GG: Do you still attend Trinity?

OBAMA:Yep. Every week. 11 oclock service.
GG: Do you have people in your life that you look to for guidance?

OBAMA:Well, my pastor [Wright] is certainly someone who I have an enormous amount of respect for. I have a number of friends who are ministers. Reverend Meeks is a close friend and colleague of mine in the state Senate. Father Michael Pfleger is a dear friend, and somebody I interact with closely.

GG:Those two will keep you on your toes.

OBAMA: And they're good friends. Because both of them are in the public eye, there are ways we can all reflect on what’s happening to each of us in ways that are useful. I think they can help me, they can appreciate certain specific challenges that I go through as a public figure.

Of course, once it became clear that they couldn't help him beyond a certain point, he supposedly dropped them from his circle of acquaintance.
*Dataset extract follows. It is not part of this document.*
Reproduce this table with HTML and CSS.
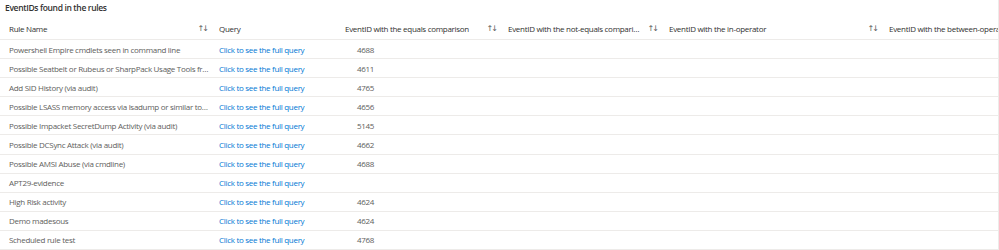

But, since they were all such good friends, I'm sure that they--and Ayer's--understand the pragmatism at the heart of this action: you know how it is, Bill/Reverend/et al...for a while I have to pretend that I don't know you--but just wait till after the election....

And, while Obama may try to distance himself from specific persons, he has never bothered to distance himself from the despicable ideas--or the ideology-- that those persons represent-- and that Obama himself has promoted his entire life.